地元に貢献する、二足のわらじ。
今回、森の京都ロゴを立体的な作品として仕上げていただいた「ひよことパンダの木工店」の川崎さんは、今回のような木工玩具をはじめとしたウッドクラフトの仕事と、パソコンの修理やレクチャーを行う仕事をこなすという、二足のわらじを見事に実践されている方だ。
この、アナログとデジタルという対極にある仕事について、非常に楽しげに話をしてくれる川崎さんだが、もともとこういった仕事を目標としていたわけではなかった。
これは、現在スポンサーの株式会社ユタカから、長野県木祖村で行われた糸鋸おもちゃコンテスト最高賞の黄金電動糸鋸。

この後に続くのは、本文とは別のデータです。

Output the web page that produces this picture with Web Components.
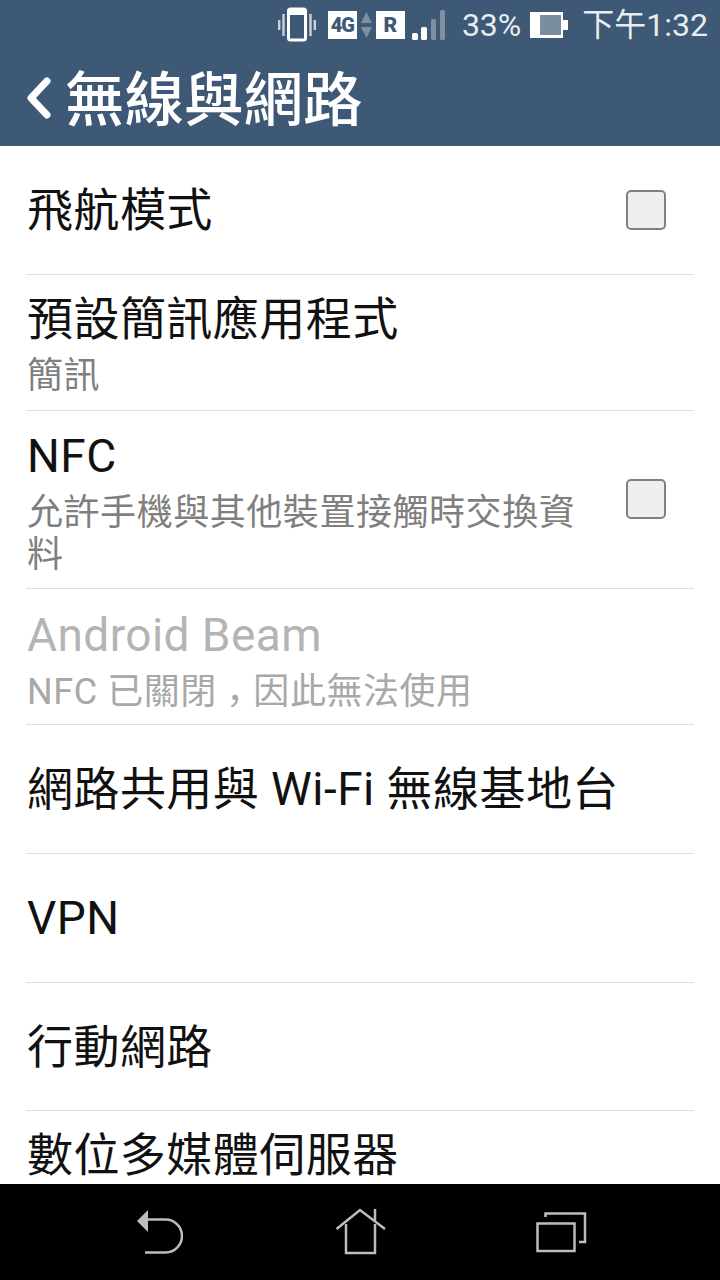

学生時代、建築設計の仕事がしたくて学校を卒業後、就職した工務店では、設計だけでなく大工仕事や建築にかかわることは何でもやらなければならない環境だった。
ちょうどバブルが弾け、業界的にも非常に冷え込んだ時期であったため、給料は安いが仕事はキツイという時期だったそうだ。

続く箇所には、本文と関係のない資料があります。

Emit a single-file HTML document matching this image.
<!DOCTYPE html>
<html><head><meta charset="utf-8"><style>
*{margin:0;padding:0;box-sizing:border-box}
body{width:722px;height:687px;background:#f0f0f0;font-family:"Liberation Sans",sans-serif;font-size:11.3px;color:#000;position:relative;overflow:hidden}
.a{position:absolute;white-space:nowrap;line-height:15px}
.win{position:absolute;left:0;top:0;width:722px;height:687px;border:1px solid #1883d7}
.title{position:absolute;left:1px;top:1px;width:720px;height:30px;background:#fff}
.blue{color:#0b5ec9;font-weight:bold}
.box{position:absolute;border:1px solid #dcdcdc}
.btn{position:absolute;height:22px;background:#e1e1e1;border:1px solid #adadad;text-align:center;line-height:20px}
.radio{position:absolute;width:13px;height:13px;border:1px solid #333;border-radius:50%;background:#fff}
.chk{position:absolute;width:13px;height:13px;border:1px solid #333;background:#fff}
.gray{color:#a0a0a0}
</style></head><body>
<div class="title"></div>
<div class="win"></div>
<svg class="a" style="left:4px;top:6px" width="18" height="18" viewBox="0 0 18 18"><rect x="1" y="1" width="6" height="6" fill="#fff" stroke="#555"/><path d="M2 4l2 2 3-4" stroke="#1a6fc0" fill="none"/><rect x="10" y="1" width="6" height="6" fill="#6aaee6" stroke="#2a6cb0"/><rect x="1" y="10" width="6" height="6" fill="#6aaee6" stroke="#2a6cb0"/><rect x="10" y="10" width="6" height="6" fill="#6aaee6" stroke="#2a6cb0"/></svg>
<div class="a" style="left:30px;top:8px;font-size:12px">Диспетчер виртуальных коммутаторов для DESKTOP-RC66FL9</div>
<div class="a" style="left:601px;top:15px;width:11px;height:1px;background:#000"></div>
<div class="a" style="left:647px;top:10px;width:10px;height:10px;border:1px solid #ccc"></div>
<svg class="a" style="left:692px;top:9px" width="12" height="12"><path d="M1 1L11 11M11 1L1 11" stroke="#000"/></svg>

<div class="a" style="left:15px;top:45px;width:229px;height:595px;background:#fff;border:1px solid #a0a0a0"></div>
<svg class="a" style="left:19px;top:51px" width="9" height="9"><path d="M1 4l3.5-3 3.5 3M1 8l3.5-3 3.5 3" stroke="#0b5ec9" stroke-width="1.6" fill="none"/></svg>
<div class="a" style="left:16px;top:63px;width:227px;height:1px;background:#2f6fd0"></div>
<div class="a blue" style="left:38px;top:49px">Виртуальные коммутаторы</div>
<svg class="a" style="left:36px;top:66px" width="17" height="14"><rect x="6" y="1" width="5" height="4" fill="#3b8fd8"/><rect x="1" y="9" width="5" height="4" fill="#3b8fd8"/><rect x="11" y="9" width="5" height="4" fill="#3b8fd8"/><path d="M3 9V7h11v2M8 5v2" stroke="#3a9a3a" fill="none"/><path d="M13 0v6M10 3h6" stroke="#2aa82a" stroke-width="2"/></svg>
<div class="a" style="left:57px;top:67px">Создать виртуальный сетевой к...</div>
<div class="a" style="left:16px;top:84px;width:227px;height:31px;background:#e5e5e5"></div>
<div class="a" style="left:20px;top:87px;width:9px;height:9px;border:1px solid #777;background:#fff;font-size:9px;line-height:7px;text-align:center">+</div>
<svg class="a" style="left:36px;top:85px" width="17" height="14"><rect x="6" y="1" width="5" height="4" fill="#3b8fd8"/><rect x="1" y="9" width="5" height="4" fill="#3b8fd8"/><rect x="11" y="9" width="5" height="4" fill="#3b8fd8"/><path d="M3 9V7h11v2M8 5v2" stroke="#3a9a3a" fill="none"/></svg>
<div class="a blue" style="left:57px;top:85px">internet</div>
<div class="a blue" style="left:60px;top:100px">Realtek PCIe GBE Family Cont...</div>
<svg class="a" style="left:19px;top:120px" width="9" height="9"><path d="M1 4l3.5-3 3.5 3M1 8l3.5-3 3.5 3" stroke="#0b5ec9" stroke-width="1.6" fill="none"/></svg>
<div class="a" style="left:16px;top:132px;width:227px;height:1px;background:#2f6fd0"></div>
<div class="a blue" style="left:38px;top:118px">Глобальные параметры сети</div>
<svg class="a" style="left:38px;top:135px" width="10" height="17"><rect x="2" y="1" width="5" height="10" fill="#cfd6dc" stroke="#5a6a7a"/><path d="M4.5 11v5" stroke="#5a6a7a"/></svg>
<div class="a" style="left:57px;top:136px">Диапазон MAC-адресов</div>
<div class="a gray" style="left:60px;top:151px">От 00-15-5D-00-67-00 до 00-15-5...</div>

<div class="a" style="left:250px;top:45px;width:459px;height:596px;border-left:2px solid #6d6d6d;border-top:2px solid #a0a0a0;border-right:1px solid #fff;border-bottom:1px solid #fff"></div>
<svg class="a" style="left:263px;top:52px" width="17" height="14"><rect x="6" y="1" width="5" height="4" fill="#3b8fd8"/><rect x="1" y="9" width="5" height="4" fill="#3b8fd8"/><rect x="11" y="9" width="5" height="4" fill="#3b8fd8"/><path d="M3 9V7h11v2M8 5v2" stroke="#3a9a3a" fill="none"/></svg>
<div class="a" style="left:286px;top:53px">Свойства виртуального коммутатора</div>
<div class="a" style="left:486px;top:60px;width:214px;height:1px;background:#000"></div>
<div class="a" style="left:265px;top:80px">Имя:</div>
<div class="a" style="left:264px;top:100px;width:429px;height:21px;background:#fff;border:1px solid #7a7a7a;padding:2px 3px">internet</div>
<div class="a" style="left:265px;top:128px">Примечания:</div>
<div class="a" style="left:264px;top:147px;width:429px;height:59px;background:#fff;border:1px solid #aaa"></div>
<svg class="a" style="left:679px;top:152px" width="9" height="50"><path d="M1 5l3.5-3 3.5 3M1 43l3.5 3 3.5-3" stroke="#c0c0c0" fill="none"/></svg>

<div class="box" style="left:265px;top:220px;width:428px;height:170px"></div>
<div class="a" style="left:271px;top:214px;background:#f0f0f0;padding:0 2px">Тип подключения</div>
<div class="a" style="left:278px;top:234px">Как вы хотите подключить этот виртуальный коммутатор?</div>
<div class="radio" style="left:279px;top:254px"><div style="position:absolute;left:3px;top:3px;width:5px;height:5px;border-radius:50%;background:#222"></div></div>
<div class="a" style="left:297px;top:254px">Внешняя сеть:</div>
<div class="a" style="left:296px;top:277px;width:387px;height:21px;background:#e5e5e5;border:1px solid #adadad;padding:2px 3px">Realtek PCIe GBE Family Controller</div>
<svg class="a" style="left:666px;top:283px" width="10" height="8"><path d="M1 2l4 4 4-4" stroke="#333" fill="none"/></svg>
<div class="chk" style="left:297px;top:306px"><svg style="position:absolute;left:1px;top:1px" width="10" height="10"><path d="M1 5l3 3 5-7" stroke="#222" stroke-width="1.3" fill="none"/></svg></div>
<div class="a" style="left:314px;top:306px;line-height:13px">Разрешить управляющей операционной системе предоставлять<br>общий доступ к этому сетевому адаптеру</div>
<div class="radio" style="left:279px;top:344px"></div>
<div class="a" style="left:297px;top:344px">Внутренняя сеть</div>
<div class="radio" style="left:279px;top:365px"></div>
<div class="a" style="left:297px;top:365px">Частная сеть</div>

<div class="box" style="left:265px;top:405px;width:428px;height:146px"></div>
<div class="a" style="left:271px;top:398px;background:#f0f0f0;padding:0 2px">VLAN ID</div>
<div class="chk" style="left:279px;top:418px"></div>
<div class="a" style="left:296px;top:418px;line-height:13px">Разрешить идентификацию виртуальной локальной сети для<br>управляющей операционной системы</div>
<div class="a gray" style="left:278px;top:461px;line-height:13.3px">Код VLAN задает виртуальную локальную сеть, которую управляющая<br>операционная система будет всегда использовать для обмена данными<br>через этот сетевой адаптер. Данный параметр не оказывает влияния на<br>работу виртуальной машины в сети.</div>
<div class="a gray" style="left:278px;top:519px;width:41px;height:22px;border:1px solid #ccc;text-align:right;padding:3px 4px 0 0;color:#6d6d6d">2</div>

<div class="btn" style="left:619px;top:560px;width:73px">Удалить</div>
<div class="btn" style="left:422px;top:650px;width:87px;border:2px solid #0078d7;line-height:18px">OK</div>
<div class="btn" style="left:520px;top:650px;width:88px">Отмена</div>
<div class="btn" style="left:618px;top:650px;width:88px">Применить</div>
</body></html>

そして、ちょうどパソコンが仕事に使われ始めた時代でもあり、設計をする道具がドラフターからCADソフトを使うようになっていた。ただ、当時のパソコンは、故障すると修理も大変で仕事も停滞する。結果、使う自分が自力で治せないか?を突き詰めていくことに。

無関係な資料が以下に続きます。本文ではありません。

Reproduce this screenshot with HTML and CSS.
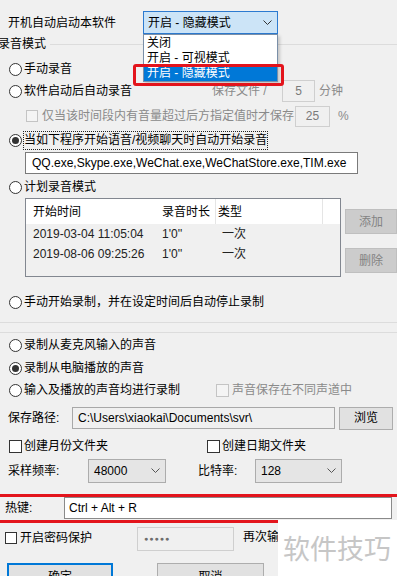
FILE: index.html
```html
<!DOCTYPE html>
<html lang="zh-CN">
<head>
<meta charset="utf-8">
<title>录音设置</title>
<link rel="stylesheet" href="styles.css">
</head>
<body>
<div class="dlg">
  <div class="row r-auto">
    <span class="lbl-auto">开机自动启动本软件</span>
    <div class="combo combo-open">
      <span class="combo-text">开启 - 隐藏模式</span>
      <svg class="chev" width="9" height="5" viewBox="0 0 9 5"><path d="M0.5 0.5 L4.5 4.5 L8.5 0.5" fill="none" stroke="#333" stroke-width="1"/></svg>
      <ul class="droplist">
        <li>关闭</li>
        <li>开启 - 可视模式</li>
        <li class="sel">开启 - 隐藏模式</li>
      </ul>
      <div class="mark"></div>
    </div>
  </div>

  <section class="group g1">
    <div class="legend-row"><span class="legend">录音模式</span><span class="gline"></span></div>
    <div class="row rr r-manual"><span class="radio"></span><span>手动录音</span></div>
    <div class="row rr"><span class="radio"></span><span class="w-start">软件启动后自动录音</span><span class="dis w-save">保存文件 / </span><span class="dbox w5">5</span><span class="dis unit">分钟</span></div>
    <div class="row r-vol"><span class="cb cb-dis"></span><span class="dis w-vol">仅当该时间段内有音量超过后方指定值时才保存</span><span class="dbox w25">25</span><span class="dis pct">%</span></div>
    <div class="row rr r-chat"><span class="radio on"></span><span class="focus">当如下程序开始语音/视频聊天时自动开始录音</span></div>
    <div class="row r-apps"><div class="tbox apps">QQ.exe,Skype.exe,WeChat.exe,WeChatStore.exe,TIM.exe</div></div>
    <div class="row rr r-plan"><span class="radio"></span><span>计划录音模式</span></div>
    <div class="r-list">
      <div class="listview">
        <div class="lv-head">
          <span class="c1">开始时间</span><span class="c2">录音时长</span><span class="c3">类型</span><span class="c4"></span>
        </div>
        <div class="lv-row"><span class="c1">2019-03-04 11:05:04</span><span class="c2">1'0''</span><span class="c3">一次</span></div>
        <div class="lv-row"><span class="c1">2019-08-06 09:25:26</span><span class="c2">1'0''</span><span class="c3">一次</span></div>
      </div>
      <div class="side-btns">
        <span class="btn-dis">添加</span>
        <span class="btn-dis">删除</span>
      </div>
    </div>
    <div class="row rr r-timed"><span class="radio"></span><span>手动开始录制，并在设定时间后自动停止录制</span></div>
  </section>

  <section class="group g2">
    <div class="row rr r-mic"><span class="radio"></span><span>录制从麦克风输入的声音</span></div>
    <div class="row rr r-pc"><span class="radio on"></span><span>录制从电脑播放的声音</span></div>
    <div class="row rr"><span class="radio"></span><span class="w-both">输入及播放的声音均进行录制</span><span class="cb cb-dis"></span><span class="dis ch-lbl">声音保存在不同声道中</span></div>
  </section>

  <div class="row r-path">
    <span class="w-pathlbl">保存路径:</span>
    <div class="tbox path">C:\Users\xiaokai\Documents\svr\</div>
    <span class="btn browse">浏览</span>
  </div>

  <div class="row r-dirs">
    <span class="cb-item w-month"><span class="cb"></span><span>创建月份文件夹</span></span>
    <span class="cb-item"><span class="cb"></span><span>创建日期文件夹</span></span>
  </div>

  <div class="row r-rate">
    <span class="w-rate">采样频率:</span>
    <div class="combo c-rate"><span class="combo-text">48000</span><svg class="chev" width="9" height="5" viewBox="0 0 9 5"><path d="M0.5 0.5 L4.5 4.5 L8.5 0.5" fill="none" stroke="#555" stroke-width="1"/></svg></div>
    <span class="w-bit">比特率:</span>
    <div class="combo c-bit"><span class="combo-text">128</span><svg class="chev" width="9" height="5" viewBox="0 0 9 5"><path d="M0.5 0.5 L4.5 4.5 L8.5 0.5" fill="none" stroke="#555" stroke-width="1"/></svg></div>
  </div>

  <div class="row r-hotkey">
    <span class="w-hot">热键:</span>
    <div class="tbox hot">Ctrl + Alt + R</div>
  </div>

  <div class="row r-pwd">
    <span class="cb-item w-pwd"><span class="cb"></span><span>开启密码保护</span></span>
    <div class="dbox pwd">●●●●●</div>
    <span class="again">再次输入密码:</span>
  </div>

  <div class="row r-btns">
    <span class="btn ok">确定</span>
    <span class="btn cancel">取消</span>
  </div>
</div>
<div class="watermark">软件技巧</div>
</body>
</html>
```

FILE: styles.css
```css
* { box-sizing: border-box; margin: 0; padding: 0; }
html, body { width: 397px; height: 576px; overflow: hidden; }
body {
  position: relative;
  background: #f0f0f0;
  font-family: "Liberation Sans", "Noto Sans CJK SC", sans-serif;
  font-size: 12px;
  line-height: 16px;
  color: #000;
}
ul { list-style: none; }
.dlg { padding-top: 11px; }
.row { display: flex; align-items: center; height: 22px; white-space: nowrap; flex: none; }

/* top autostart row */
.r-auto { height: 23px; padding-left: 8px; }
.lbl-auto { width: 135px; }
.combo {
  position: relative;
  display: flex; align-items: center;
  height: 23px;
  border: 1px solid #adadad;
  background: #e1e1e1;
  padding-left: 4px;
}
.combo-text { flex: 1; }
.chev { flex: none; margin-right: 5px; }
.combo-open { width: 135px; border-color: #2c7ad0; background: #cce4f7; }
.droplist {
  position: absolute; left: -1px; top: 22px;
  width: 135px;
  background: #fff;
  border: 1px solid #7a8fa8;
  padding-top: 1px;
  box-shadow: 2px 2px 3px rgba(0,0,0,0.18);
  z-index: 2;
}
.droplist li { height: 15px; line-height: 15px; padding-left: 3px; }
.droplist li.sel { background: #0078d7; color: #fff; }
.mark {
  position: absolute; left: -11px; top: 52px;
  width: 151px; height: 22px;
  border: 3px solid #e3141c;
  border-radius: 3px;
  z-index: 3;
}

/* group boxes */
.group { border-bottom: 1px solid #dcdcdc; }
.g1 { padding-bottom: 9px; }
.g2 { margin-top: 9px; border-top: 1px solid #dcdcdc; border-bottom: none; }
.legend-row { display: flex; align-items: center; height: 20px; }
.legend { margin-left: -2px; padding-right: 4px; }
.gline { flex: 1; height: 1px; background: #dcdcdc; }

/* radio & checkbox */
.radio {
  flex: none;
  width: 13px; height: 13px;
  margin-left: 9px; margin-right: 2px;
  border: 1px solid #333;
  border-radius: 50%;
  background: #fff;
  display: flex; align-items: center; justify-content: center;
}
.radio.on::after { content: ""; width: 7px; height: 7px; border-radius: 50%; background: #333; }
.cb { flex: none; width: 13px; height: 13px; border: 1px solid #333; background: #fff; }
.cb-dis { border-color: #c4c4c4; background: #f4f4f4; }
.cb-item { display: flex; align-items: center; gap: 2px; }
.dis { color: #8a8a8a; }

.r-manual { margin-top: 4px; }
.w-start { width: 188px; }
.w-save { width: 70px; }
.dbox {
  display: flex; align-items: center; justify-content: center;
  height: 22px;
  border: 1px solid #cfcfcf;
  background: #f0f0f0;
  color: #7a7a7a;
}
.w5 { width: 33px; }
.unit { margin-left: 4px; }

.r-vol { margin-top: 3px; padding-left: 26px; }
.r-vol .cb { width: 12px; height: 12px; margin-right: 4px; }
.w-vol { width: 253px; }
.w25 { width: 35px; height: 21px; }
.pct { margin-left: 8px; }

.r-chat { margin-top: 2px; }
.focus { border: 1px dotted #222; height: 19px; line-height: 17px; margin-left: -1px; }

.r-apps { margin-top: 1px; padding-left: 25px; }
.tbox {
  display: flex; align-items: center;
  height: 22px;
  border: 1px solid #7a7a7a;
  background: #fff;
  padding-left: 6px;
  overflow: hidden;
}
.apps { width: 333px; }

.r-plan { margin-top: 2px; }

/* list view */
.r-list { display: flex; padding-left: 25px; height: 79px; }
.listview {
  width: 320px; height: 79px;
  border: 1px solid #828790;
  background: #f0f0f0;
}
.lv-head { display: flex; height: 25px; background: #fff; align-items: stretch; }
.lv-head span { display: flex; align-items: center; }
.lv-row { display: flex; height: 20px; align-items: center; color: #222; }
.c1 { width: 131px; padding-left: 7px; }
.c2 { width: 58px; padding-left: 5px; }
.c3 { width: 107px; padding-left: 3px; }
.lv-head .c3 { border-left: 1px solid #e5e5e5; padding-left: 2px; }
.lv-row .c3 { padding-left: 7px; }
.c4 { flex: 1; border-left: 1px solid #e5e5e5; }
.side-btns { display: flex; flex-direction: column; gap: 14px; margin-left: 4px; margin-top: 11px; }
.btn-dis {
  display: flex; align-items: center; justify-content: center;
  width: 52px; height: 25px;
  background: #cccccc;
  border: 1px solid #bfbfbf;
  color: #838383;
}

.r-timed { margin-top: 14px; }

.r-mic { margin-top: 1px; }
.r-pc { margin-top: 1px; }
.w-both { width: 192px; }
.ch-lbl { margin-left: 3px; }

/* path */
.r-path { margin-top: 5px; height: 24px; padding-left: 8px; }
.w-pathlbl { width: 64px; }
.path { width: 263px; background: #f0f0f0; border-color: #a8a8a8; padding-left: 5px; }
.btn {
  display: flex; align-items: center; justify-content: center;
  background: #e1e1e1;
  border: 1px solid #adadad;
}
.browse { width: 54px; height: 23px; margin-left: 4px; }

.r-dirs { margin-top: 5px; padding-left: 9px; }
.w-month { width: 198px; }

.r-rate { margin-top: 1px; height: 25px; padding-left: 8px; }
.w-rate { width: 80px; }
.c-rate { width: 78px; height: 24px; padding-left: 5px; background: #e5e5e5; border-color: #acacac; }
.w-bit { width: 57px; margin-left: 32px; }
.c-bit { width: 87px; height: 24px; padding-left: 5px; background: #e5e5e5; border-color: #acacac; }

.r-hotkey {
  margin-top: 11px;
  height: 29px;
  padding-left: 5px;
  border-top: 3px solid #e3141c;
  border-bottom: 3px solid #e3141c;
  align-items: flex-start;
}
.w-hot { width: 59px; line-height: 22px; }
.hot { width: 328px; height: 22px; border-color: #8a8a8a; padding-left: 4px; }

.r-pwd { margin-top: 4px; height: 24px; padding-left: 5px; }
.w-pwd { width: 132px; gap: 3px; align-self: flex-start; margin-top: 3px; }
.w-pwd .cb { width: 12px; height: 12px; }
.pwd { width: 97px; height: 24px; justify-content: flex-start; padding-left: 6px; font-size: 7px; letter-spacing: 1px; color: #6d6d6d; }
.again { margin-left: 9px; width: 35px; overflow: hidden; align-self: flex-start; margin-top: 2px; }

.r-btns { margin-top: 12px; height: 28px; padding-left: 7px; align-items: flex-start; }
.ok { width: 106px; height: 28px; border: 2px solid #0078d7; }
.cancel { width: 107px; height: 28px; margin-left: 44px; }

.watermark {
  position: absolute; left: 278px; top: 520px; right: 0; bottom: 0;
  background: #fff;
  color: #c6c6c6;
  font-family: "Noto Sans CJK SC", sans-serif;
  font-size: 27px;
  line-height: 30px;
  padding: 13px 0 0 5px;
  white-space: nowrap;
}
```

とは言え、誰かが治し方を教えてくれる訳でもなく、パソコンのパーツショップに通うなどしながらほぼ独学でこなすうちに、いつの間にか、人から頼まれるほどのスキルを身に着けてしまっていた。それが口コミで広がり、結果、会社を辞め、仕事として取り組むようになった。さらに、パソコンの修理に伺ったお宅で、工務店勤務の経験から「じゃあ、床の張替えとか頼める?」という流れで仕事につながっているという。
ただ、そんな中でもすきま時間があり、趣味として木工工作として、長野県で毎年開催される「糸鋸おもちゃコンテスト」に出品するようになった。送られてくる間伐材と糸鋸を使うという内容で、何度かチャレンジするうちに最優秀賞や、大賞の日本一を取るまでに。
結果、この糸鋸を使った商品づくりも加わり、今のようなスタイルで仕事をするようになったそうだ。なんとも器用な方だなと思うと同時に、何事も嫌がらず前向きに、楽しみながら取り組んで来られた成果なのだと感じた。
そして現在では、川崎さんの地元でもある亀岡市畑野町が抱える外部不経済の問題として、山に木があるのに間伐などもされず荒れてしまい、使うことすらできない状態を少しでも改善させる活動や、「京都丹波クラフト友の会」に参加し、木工クラフト体験や実演などの活動も積極的に取り組まれている。
今回製作いただいた森の京都・木づくりロゴは、そんな川崎さんの技術や想いがしっかりと活かされた作品ではないだろうか。
三角のフレームの中に3種類の地元材(ヒノキ、クリ、ホウ)を、シャドーボックスのようにレイヤー状に重ねることで、奥行きのある非常に完成度の高い作品に仕上がっている。また、素材はすべてニス処理や着色をしていないので、非常に優しい手触りで、木材本来の自然な香りを楽しむことができる。